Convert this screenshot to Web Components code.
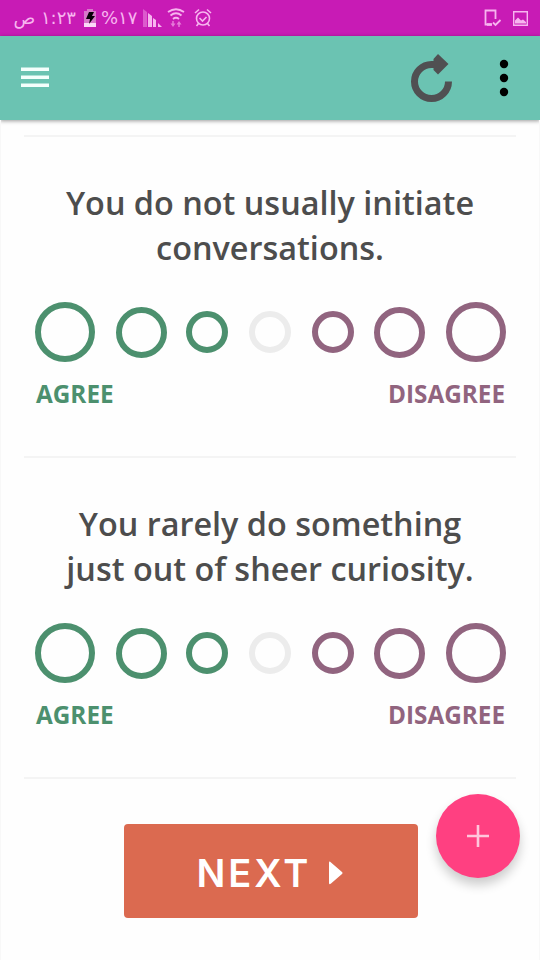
<!DOCTYPE html>
<html lang="en">
<head>
<meta charset="UTF-8">
<meta name="viewport" content="width=device-width, initial-scale=1.0">
<title>Personality Test</title>
<style>
    body {
        margin: 0;
        background: #fefefe;
        font-family: "Open Sans", "Noto Sans", sans-serif;
        color: #4d4d4d;
    }
</style>
</head>
<body>
<test-app>
    <status-bar slot="status"></status-bar>
    <app-bar slot="bar"></app-bar>
    <question-card>You do not usually initiate<br>conversations.</question-card>
    <question-card>You rarely do something<br>just out of sheer curiosity.</question-card>
    <next-button>NEXT</next-button>
    <fab-button slot="fab"></fab-button>
</test-app>

<script>
class TestApp extends HTMLElement {
    connectedCallback() {
        this.attachShadow({ mode: 'open' });
        this.shadowRoot.innerHTML = `
            <style>
                :host {
                    display: flex;
                    flex-direction: column;
                    position: relative;
                    height: 960px;
                    overflow: hidden;
                }
                main {
                    flex: 1;
                    display: flex;
                    flex-direction: column;
                    padding: 15px 23px 0;
                    border: solid #f8f8f8;
                    border-width: 0 1px;
                }
            </style>
            <slot name="status"></slot>
            <slot name="bar"></slot>
            <main><slot></slot></main>
            <slot name="fab"></slot>
        `;
    }
}

class StatusBar extends HTMLElement {
    connectedCallback() {
        this.attachShadow({ mode: 'open' });
        this.shadowRoot.innerHTML = `
            <style>
                :host {
                    display: flex;
                    justify-content: space-between;
                    box-sizing: border-box;
                    height: 36px;
                    padding: 0 12px;
                    background: #c81bb5;
                    color: #f7b5ef;
                    font: 18px/34px "DejaVu Sans", sans-serif;
                }
                .group {
                    display: flex;
                    align-items: center;
                }
                .time {
                    width: 64px;
                    white-space: nowrap;
                }
                .percent {
                    width: 34px;
                    margin-left: 5px;
                    font-size: 18px;
                    white-space: nowrap;
                }
                svg {
                    display: block;
                    fill: none;
                    stroke: currentColor;
                }
            </style>
            <div class="group">
                <span class="time" dir="rtl">١:٢٣ ص</span>
                <svg width="12" height="18" style="margin-left:8px" stroke="none">
                    <path d="M3 0h6v2h3v16H0V2h3z" fill="#d878ca" stroke="none"/>
                    <path d="M0 14h12v4H0z" fill="#fbd9f7" stroke="none"/>
                    <path d="M5 3h5L8 7h3l-6 8 1-5H2z" fill="#080008" stroke="none"/>
                </svg>
                <span class="percent">%١٧</span>
                <svg width="20" height="20" style="margin-left:8px">
                    <path d="M0 1l4 3v15H0z" fill="#dc5bcd" stroke="none"/>
                    <path d="M5 5l4 3v11H5zM10 10l3 2v7h-3zM15 15l4 4h-4z" fill="currentColor" stroke="none"/>
                </svg>
                <svg width="18" height="20" style="margin-left:4px">
                    <path d="M1 4q8-5.500 16 0M3.500 7.500q5.500-4.500 11 0M6 11q3-2.500 6 0" stroke-width="1.800"/>
                    <path d="M6 13v3M12 19v-3" stroke="#e67bd9" stroke-width="1.500"/>
                    <path d="M3.500 15.500h5L6 19zM9.500 16.500h5L12 13z" fill="#e67bd9" stroke="none"/>
                </svg>
                <svg width="18" height="20" style="margin-left:9px" stroke-width="1.600">
                    <circle cx="9" cy="10.500" r="6.500"/>
                    <path d="M1 5l4-3.500M17 5l-4-3.500M4.500 15.500L2.500 18M13.500 15.500l2 2.500M5.500 10l3 3 4-4"/>
                </svg>
            </div>
            <div class="group">
                <svg width="18" height="18" stroke-width="1.800">
                    <path d="M11.500 10V1.500H1.500v14h6"/>
                    <path d="M3 15.500h5" stroke-width="2.500"/>
                    <path d="M9 13.500l2.500 2.500 5-5"/>
                </svg>
                <svg width="15" height="15" style="margin-left:11px">
                    <path d="M.7.7h13.600v13.600H.7z" stroke-width="1.400"/>
                    <path d="M2 12.500V9.500l3-3 3 3 2-1 3 2.500v1.500z" fill="currentColor" stroke="none"/>
                </svg>
            </div>
        `;
    }
}

class AppBar extends HTMLElement {
    connectedCallback() {
        this.attachShadow({ mode: 'open' });
        this.shadowRoot.innerHTML = `
            <style>
                :host {
                    display: flex;
                    align-items: center;
                    box-sizing: border-box;
                    height: 84px;
                    padding: 0 31px 0 21px;
                    background: #6bc3b2;
                    box-shadow: 0 1px 4px rgba(0, 0, 0, 0.4);
                }
                svg {
                    display: block;
                }
                .reload {
                    margin-left: auto;
                }
                .more {
                    margin-left: 46px;
                }
            </style>
            <svg width="28" height="22" fill="#f4fffc">
                <path d="M0 .5h28v3.500H0zM0 8.500h28v3.500H0zM0 16.500h28v3.500H0z"/>
            </svg>
            <svg class="reload" width="42" height="48">
                <path d="M37.500 27.500A17 17 0 1 1 20.500 10.500H25" fill="none" stroke="#505052" stroke-width="7"/>
                <path d="M27 0L37.500 10 27 20.500 22.500 16V5z" fill="#505052"/>
            </svg>
            <svg class="more" width="10" height="38">
                <circle cx="5" cy="5" r="4.200"/>
                <circle cx="5" cy="19" r="4.200"/>
                <circle cx="5" cy="33" r="4.200"/>
            </svg>
        `;
    }
}

class QuestionCard extends HTMLElement {
    connectedCallback() {
        this.attachShadow({ mode: 'open' });
        this.shadowRoot.innerHTML = `
            <style>
                :host {
                    display: block;
                    box-sizing: border-box;
                    height: 321px;
                    padding-top: 43px;
                    border-top: 2px solid #f4f4f4;
                    text-align: center;
                }
                .question {
                    font-size: 32.4px;
                    font-weight: 600;
                    line-height: 45px;
                    white-space: nowrap;
                }
                .scale {
                    display: flex;
                    align-items: center;
                    gap: 21px;
                    margin: 32px 10px 0 11px;
                }
                .scale i {
                    box-sizing: border-box;
                    width: 42px;
                    height: 42px;
                    border: 6px solid #ececec;
                    border-radius: 50%;
                }
                .scale .md {
                    width: 51px;
                    height: 51px;
                }
                .scale .md.yes {
                    margin-right: -1.6px;
                }
                .scale .md.no {
                    margin-left: -1.4px;
                }
                .scale .lg {
                    width: 60px;
                    height: 60px;
                }
                .scale .yes {
                    border-color: #4c906e;
                }
                .scale .no {
                    border-color: #91647f;
                }
                .labels {
                    display: flex;
                    justify-content: space-between;
                    margin: 15px 11px 0 12px;
                    font-size: 24.3px;
                    font-weight: 700;
                    line-height: 34px;
                }
                .labels .yes {
                    color: #4c906e;
                }
                .labels .no {
                    color: #91647f;
                }
            </style>
            <div class="question"><slot></slot></div>
            <div class="scale">
                <i class="lg yes"></i>
                <i class="md yes"></i>
                <i class="yes"></i>
                <i></i>
                <i class="no"></i>
                <i class="md no"></i>
                <i class="lg no"></i>
            </div>
            <div class="labels">
                <span class="yes">AGREE</span>
                <span class="no">DISAGREE</span>
            </div>
        `;
    }
}

class NextButton extends HTMLElement {
    connectedCallback() {
        this.attachShadow({ mode: 'open' });
        this.shadowRoot.innerHTML = `
            <style>
                :host {
                    display: flex;
                    justify-content: center;
                    padding: 45px 0 0 1px;
                    border-top: 2px solid #f4f4f4;
                }
                button {
                    display: flex;
                    align-items: center;
                    box-sizing: border-box;
                    width: 294px;
                    height: 94px;
                    padding: 3px 0 0 73px;
                    border: 0;
                    border-radius: 4px;
                    background: #db6a50;
                    color: #fff;
                    font: 600 38px/1 Inter, sans-serif;
                    letter-spacing: 3px;
                }
                svg {
                    margin-left: 18px;
                    fill: #fff;
                }
            </style>
            <button>
                <slot></slot>
                <svg width="14" height="24"><path d="M0 2Q0-.5 2 1.500L13 11q1 1 0 2L2 22.500Q0 24 0 22z"/></svg>
            </button>
        `;
    }
}

class FabButton extends HTMLElement {
    connectedCallback() {
        this.attachShadow({ mode: 'open' });
        this.shadowRoot.innerHTML = `
            <style>
                :host {
                    position: absolute;
                    right: 20px;
                    bottom: 82px;
                    display: flex;
                    align-items: center;
                    justify-content: center;
                    width: 84px;
                    height: 84px;
                    border-radius: 50%;
                    background: #ff4081;
                    box-shadow: 0 7px 11px rgba(0, 0, 0, 0.2);
                }
            </style>
            <svg width="22" height="22" fill="none" stroke="#ffc6dc" stroke-width="2.600">
                <path d="M11 0v22M0 11h22"/>
            </svg>
        `;
    }
}

customElements.define('test-app', TestApp);
customElements.define('status-bar', StatusBar);
customElements.define('app-bar', AppBar);
customElements.define('question-card', QuestionCard);
customElements.define('next-button', NextButton);
customElements.define('fab-button', FabButton);
</script>
</body>
</html>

•••••

## What the task asks
Each line from the top of the material through the line containing "</test-app>" should be reproduced exactly; please drop any images.

## Answer to this problem
Convert this screenshot to Web Components code.
<!DOCTYPE html>
<html lang="en">
<head>
<meta charset="UTF-8">
<meta name="viewport" content="width=device-width, initial-scale=1.0">
<title>Personality Test</title>
<style>
    body {
        margin: 0;
        background: #fefefe;
        font-family: "Open Sans", "Noto Sans", sans-serif;
        color: #4d4d4d;
    }
</style>
</head>
<body>
<test-app>
    <status-bar slot="status"></status-bar>
    <app-bar slot="bar"></app-bar>
    <question-card>You do not usually initiate<br>conversations.</question-card>
    <question-card>You rarely do something<br>just out of sheer curiosity.</question-card>
    <next-button>NEXT</next-button>
    <fab-button slot="fab"></fab-button>
</test-app>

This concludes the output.